Hay decisiones que, más que políticas, parecen gestos de humanidad. El proyecto Izeba, que propone que los menores tutelados puedan pasar tiempo con familias voluntarias, no es una ley ni una reforma: es una brizna de ternura institucionalizada, una manera de decirle al Estado que también puede tener corazón. En una tierra acostumbrada a discutirlo todo, que alguien haya pensado que un niño sin familia necesita algo tan sencillo como una merienda compartida o una voz que le diga “ponte el abrigo” suena, casi, a revolución sentimental.

Los menores tutelados viven en residencias limpias, con educadores formados y horarios bien diseñados, pero allí no hay olor a ropa recién planchada ni la lentitud de los domingos por la tarde.
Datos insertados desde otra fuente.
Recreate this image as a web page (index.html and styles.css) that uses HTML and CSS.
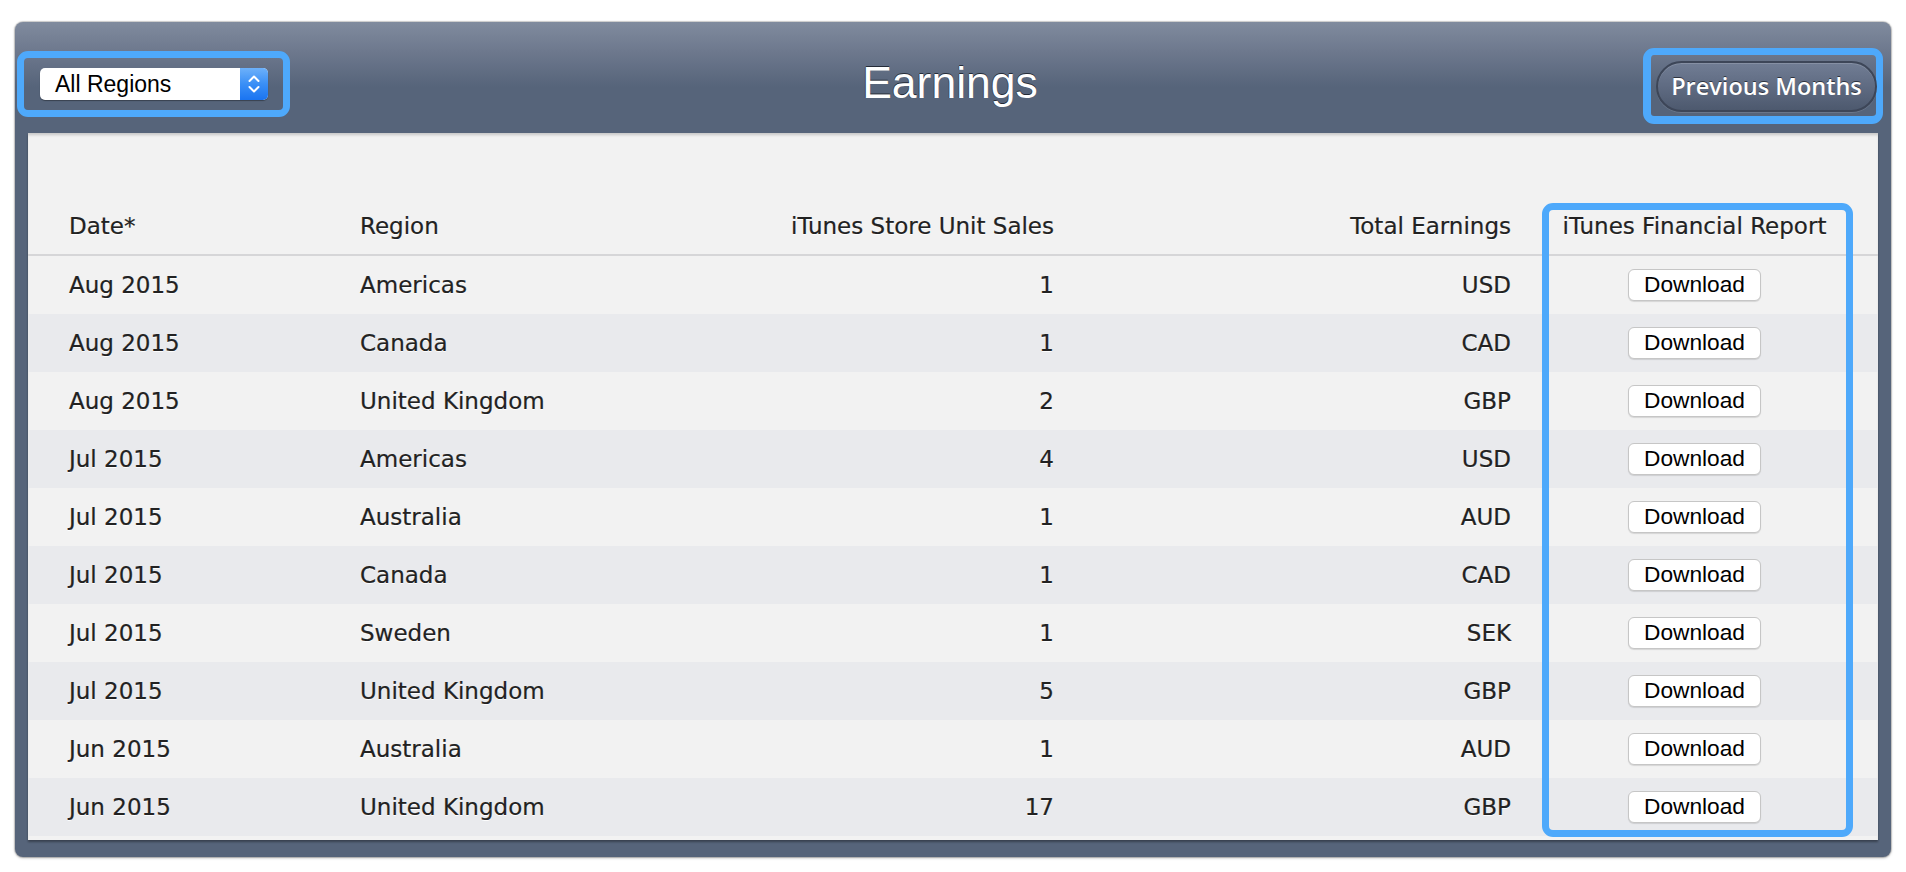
FILE: index.html
```html
<!DOCTYPE html>
<html>
<head>
<meta charset="utf-8">
<title>Earnings</title>
<link rel="stylesheet" href="styles.css">
</head>
<body>
<div class="window">
  <header class="topbar">
    <div class="hl hl-left">
      <div class="select">
        <span class="select-label">All Regions</span>
        <span class="select-arrows">
          <svg width="14" height="22" viewBox="0 0 14 22"><path d="M2.5 8 L7 3.5 L11.5 8" fill="none" stroke="#fff" stroke-width="2" stroke-linecap="round" stroke-linejoin="round"/><path d="M2.5 14 L7 18.5 L11.5 14" fill="none" stroke="#fff" stroke-width="2" stroke-linecap="round" stroke-linejoin="round"/></svg>
        </span>
      </div>
    </div>
    <h1 class="title">Earnings</h1>
    <div class="right-slot">
      <div class="hl hl-right">
        <button class="pill">Previous Months</button>
      </div>
    </div>
  </header>
  <section class="panel">
    <div class="row head">
      <div class="c c-date">Date*</div>
      <div class="c c-region">Region</div>
      <div class="c c-num">iTunes Store Unit Sales</div>
      <div class="c c-num">Total Earnings</div>
      <div class="c c-rep">iTunes Financial Report</div>
    </div>
    <div class="row"><div class="c c-date">Aug 2015</div><div class="c c-region">Americas</div><div class="c c-num">1</div><div class="c c-num">USD</div><div class="c c-rep"><button class="dl">Download</button></div></div>
    <div class="row"><div class="c c-date">Aug 2015</div><div class="c c-region">Canada</div><div class="c c-num">1</div><div class="c c-num">CAD</div><div class="c c-rep"><button class="dl">Download</button></div></div>
    <div class="row"><div class="c c-date">Aug 2015</div><div class="c c-region">United Kingdom</div><div class="c c-num">2</div><div class="c c-num">GBP</div><div class="c c-rep"><button class="dl">Download</button></div></div>
    <div class="row"><div class="c c-date">Jul 2015</div><div class="c c-region">Americas</div><div class="c c-num">4</div><div class="c c-num">USD</div><div class="c c-rep"><button class="dl">Download</button></div></div>
    <div class="row"><div class="c c-date">Jul 2015</div><div class="c c-region">Australia</div><div class="c c-num">1</div><div class="c c-num">AUD</div><div class="c c-rep"><button class="dl">Download</button></div></div>
    <div class="row"><div class="c c-date">Jul 2015</div><div class="c c-region">Canada</div><div class="c c-num">1</div><div class="c c-num">CAD</div><div class="c c-rep"><button class="dl">Download</button></div></div>
    <div class="row"><div class="c c-date">Jul 2015</div><div class="c c-region">Sweden</div><div class="c c-num">1</div><div class="c c-num">SEK</div><div class="c c-rep"><button class="dl">Download</button></div></div>
    <div class="row"><div class="c c-date">Jul 2015</div><div class="c c-region">United Kingdom</div><div class="c c-num">5</div><div class="c c-num">GBP</div><div class="c c-rep"><button class="dl">Download</button></div></div>
    <div class="row"><div class="c c-date">Jun 2015</div><div class="c c-region">Australia</div><div class="c c-num">1</div><div class="c c-num">AUD</div><div class="c c-rep"><button class="dl">Download</button></div></div>
    <div class="row"><div class="c c-date">Jun 2015</div><div class="c c-region">United Kingdom</div><div class="c c-num">17</div><div class="c c-num">GBP</div><div class="c c-rep"><button class="dl">Download</button></div></div>
    <div class="hl-report"></div>
  </section>
</div>
</body>
</html>
```

FILE: styles.css
```css
html, body {
  margin: 0;
  padding: 0;
  background: #ffffff;
}

body {
  font-family: "DejaVu Sans", "Liberation Sans", sans-serif;
}

.window {
  margin: 22px 15px 15px 15px;
  background: #56647a;
  border-radius: 8px;
  padding: 0 13px 17px 13px;
  box-shadow: 0 0 1px 1px rgba(0, 0, 0, 0.18), 0 1px 3px rgba(0, 0, 0, 0.25);
  background-image: linear-gradient(to bottom, #808b9e 0px, #6d788d 30px, #56647a 65px, #56647a 100%);
  background-repeat: no-repeat;
}

.topbar {
  display: grid;
  grid-template-columns: 1fr auto 1fr;
  align-items: start;
  height: 111px;
  box-sizing: border-box;
  padding-top: 26px;
  margin: 0 -5px 0 -11px;
}

.hl {
  border: 7px solid #4ea9fb;
  border-radius: 11px;
  box-sizing: border-box;
}

.hl-left {
  justify-self: start;
  margin-top: 3px;
  width: 273px;
  height: 66px;
  padding: 10px 15px 10px 16px;
}

.select {
  display: flex;
  height: 32px;
  border-radius: 5px;
  background: #ffffff;
  box-shadow: 0 1px 1px rgba(0, 0, 0, 0.35);
  overflow: hidden;
}

.select-label {
  flex: 1;
  font-family: "Liberation Sans", Arial, sans-serif;
  font-size: 23px;
  line-height: 33px;
  color: #000;
  padding-left: 15px;
}

.select-arrows {
  width: 28px;
  display: flex;
  align-items: center;
  justify-content: center;
  background: linear-gradient(to bottom, #6db1fa 0%, #3a8ff6 50%, #1a74f1 100%);
}

.title {
  margin: 10px 0 0 0;
  font-family: "Liberation Sans", Arial, sans-serif;
  font-weight: normal;
  font-size: 44.5px;
  line-height: 50px;
  color: #ffffff;
  text-shadow: 0 -1px 0 rgba(20, 25, 35, 0.8), -1px 0 0 rgba(20, 25, 35, 0.4);
}

.right-slot {
  display: flex;
  justify-content: flex-end;
}

.hl-right {
  width: 240px;
  height: 76px;
  padding: 6px 0 0 5px;
  border-width: 7px 7px 8px 8px;
}

.pill {
  display: block;
  width: 221px;
  height: 51px;
  margin: 0;
  border-radius: 26px;
  border: 2px solid #3d4658;
  background: linear-gradient(to bottom, #717d94 0%, #5f6b82 50%, #4d596e 100%);
  box-shadow: inset 0 1px 0 rgba(255, 255, 255, 0.15), 0 1px 0 rgba(255, 255, 255, 0.12);
  color: #ffffff;
  font-family: "Open Sans", "DejaVu Sans", sans-serif;
  font-weight: 600;
  font-size: 23.5px;
  padding: 0 0 2px 0;
  text-shadow: 0 -1px 0 rgba(0, 0, 0, 0.55);
}

.panel {
  position: relative;
  background: #f2f2f2;
  padding-bottom: 4px;
  box-shadow: inset 0 3px 3px -1px rgba(0, 0, 0, 0.18), 0 2px 2px rgba(0, 0, 0, 0.35);
}

.row {
  display: grid;
  grid-template-columns: 291px 400px 294px 457px 1fr;
  align-items: center;
  height: 58px;
  padding-left: 41px;
  font-size: 23px;
  line-height: 27px;
  color: #222222;
  text-shadow: 0 1px 0 rgba(255, 255, 255, 0.95);
  -webkit-text-stroke: 0.2px #222222;
}

.row:nth-child(odd) {
  background: #e9eaed;
}

.row.head {
  align-items: end;
  padding-bottom: 14px;
  box-sizing: border-box;
  border-bottom: 2px solid #d6d6d8;
  background: transparent;
  height: 123px;
}

.c-num {
  text-align: right;
}

.c-rep {
  text-align: center;
}

.dl {
  width: 133px;
  height: 32px;
  margin: 0;
  padding: 0 0 1px 0;
  background: #ffffff;
  border: 1px solid #c6c6c6;
  border-radius: 6px;
  box-shadow: 0 1px 1px rgba(0, 0, 0, 0.12);
  font-family: "Liberation Sans", Arial, sans-serif;
  font-size: 22.7px;
  color: #000;
  text-shadow: none;
  -webkit-text-stroke: 0;
  vertical-align: middle;
}

.hl-report {
  position: absolute;
  left: 1514px;
  top: 70px;
  width: 311px;
  height: 634px;
  box-sizing: border-box;
  border: 7px solid #4ea9fb;
  border-radius: 11px;
  pointer-events: none;
}
```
La infancia no se mide en metros cuadrados ni en menús equilibrados, sino en esos detalles intrascendentes que más tarde sostienen la memoria: la voz que apaga la luz, la mano que corta el pan, la costumbre de esperar a alguien. Izeba, con su propuesta de salidas acompañadas, no pretende suplantar a nadie, sino ofrecer un pedazo de esa vida doméstica que tantos damos por supuesta.
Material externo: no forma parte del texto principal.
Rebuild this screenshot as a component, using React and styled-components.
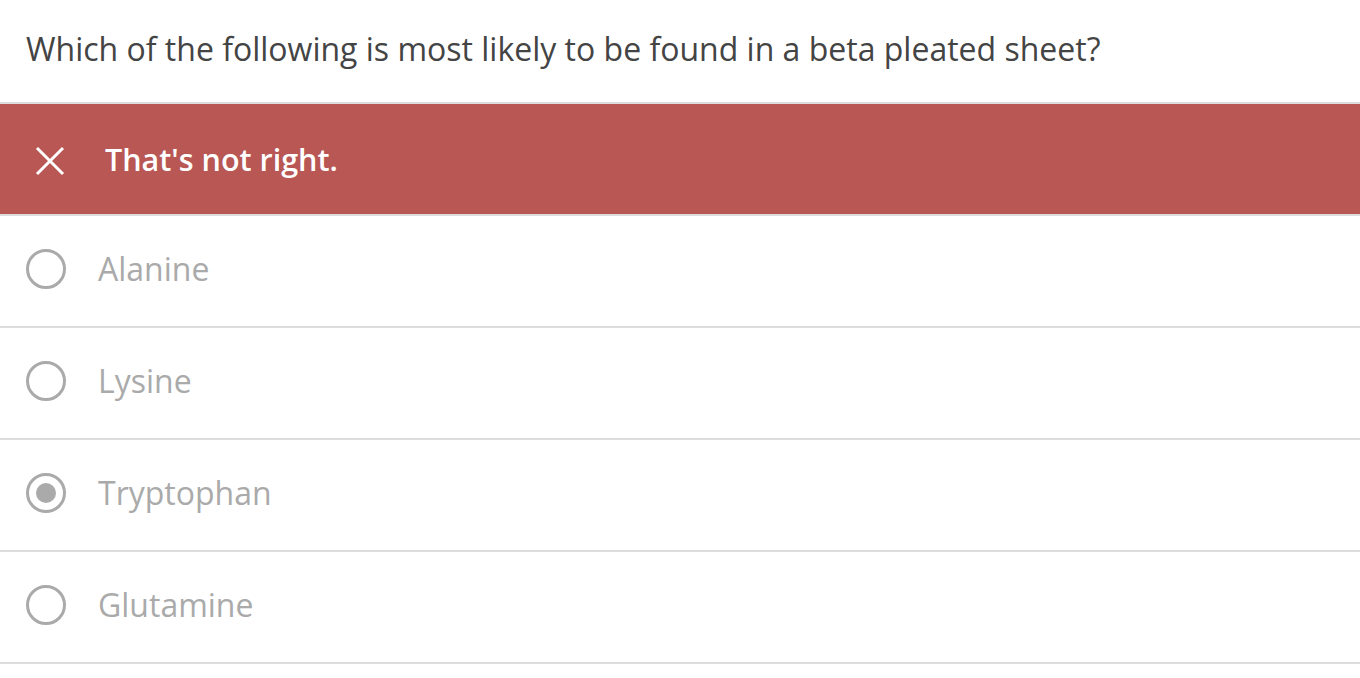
import styled, { createGlobalStyle } from 'styled-components';

const GlobalStyle = createGlobalStyle`
  html, body {
    margin: 0;
    padding: 0;
    background: #fff;
    font-family: "Open Sans", "Noto Sans", sans-serif;
  }
`;

const choices = [
  { id: 'a', label: 'Alanine' },
  { id: 'b', label: 'Lysine' },
  { id: 'c', label: 'Tryptophan', selected: true },
  { id: 'd', label: 'Glutamine' },
];

const App = () => {
  return (
    <>
      <GlobalStyle />
      <Quiz>
        <Question>Which of the following is most likely to be found in a beta pleated sheet?</Question>
        <Feedback>
          <svg width="30" height="30" viewBox="0 0 30 30">
            <path d="M2 2 L28 28 M28 2 L2 28" stroke="#fff" strokeWidth="3" fill="none" />
          </svg>
          <span>That's not right.</span>
        </Feedback>
        <Choices>
          {choices.map((c) => (
            <Choice key={c.id}>
              <Radio $selected={c.selected} />
              <Label>{c.label}</Label>
            </Choice>
          ))}
        </Choices>
      </Quiz>
    </>
  );
};

const Quiz = styled.div`
  width: 100%;
`;

const Question = styled.div`
  height: 104px;
  box-sizing: border-box;
  padding: 0 26px 6px;
  display: flex;
  align-items: center;
  font-size: 32px;
  color: #444;
  border-bottom: 2px solid #ddd;
`;

const Feedback = styled.div`
  height: 110px;
  background: #b85754;
  display: flex;
  align-items: center;
  gap: 40px;
  padding-left: 35px;
  color: #fff;
  font-size: 30.5px;
  font-weight: 600;
  border-bottom: 2px solid #ddd;

  svg {
    flex-shrink: 0;
    margin-top: 3px;
  }
`;

const Choices = styled.div`
  display: flex;
  flex-direction: column;
`;

const Choice = styled.div`
  height: 110px;
  box-sizing: content-box;
  display: flex;
  align-items: center;
  gap: 32px;
  padding-left: 26px;
  border-bottom: 2px solid #ddd;

  & > * {
    margin-bottom: 5px;
  }
`;

const Radio = styled.span`
  width: 40px;
  height: 40px;
  box-sizing: border-box;
  border: 3px solid #aaa;
  border-radius: 50%;
  display: flex;
  align-items: center;
  justify-content: center;

  &::after {
    content: '';
    width: 20px;
    height: 20px;
    border-radius: 50%;
    background: #aaa;
    display: ${(p) => (p.$selected ? 'block' : 'none')};
  }
`;

const Label = styled.span`
  font-size: 32px;
  color: #aaa;
`;

export default App;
Naturalmente, habrá quienes recelen. Que si el vínculo puede confundirse, que si los afectos son peligrosos cuando no tienen un contrato. Pero los afectos -esa materia blanda y explosiva...- nunca han obedecido a los reglamentos. Tal vez lo más sensato sea permitir que estos niños respiren el aire tibio de una casa normal y amable, aunque sea por unas horas.
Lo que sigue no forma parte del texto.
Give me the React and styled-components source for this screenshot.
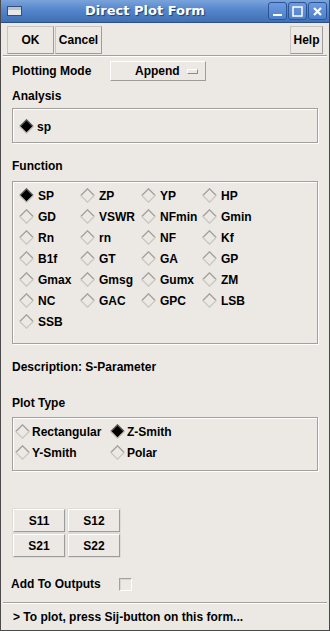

En el fondo, el proyecto Izeba no es solo una medida social, sino una declaración poética: la infancia, para florecer, necesita raíces y ramas, pero también sombra humana. Los niños tutelados tienen el futuro protegido por la ley; ahora alguien se atreve a ofrecerles algo más frágil y más esencial: la calidez de lo cotidiano. Quizá sea poco. Quizá sea justo lo que les faltaba.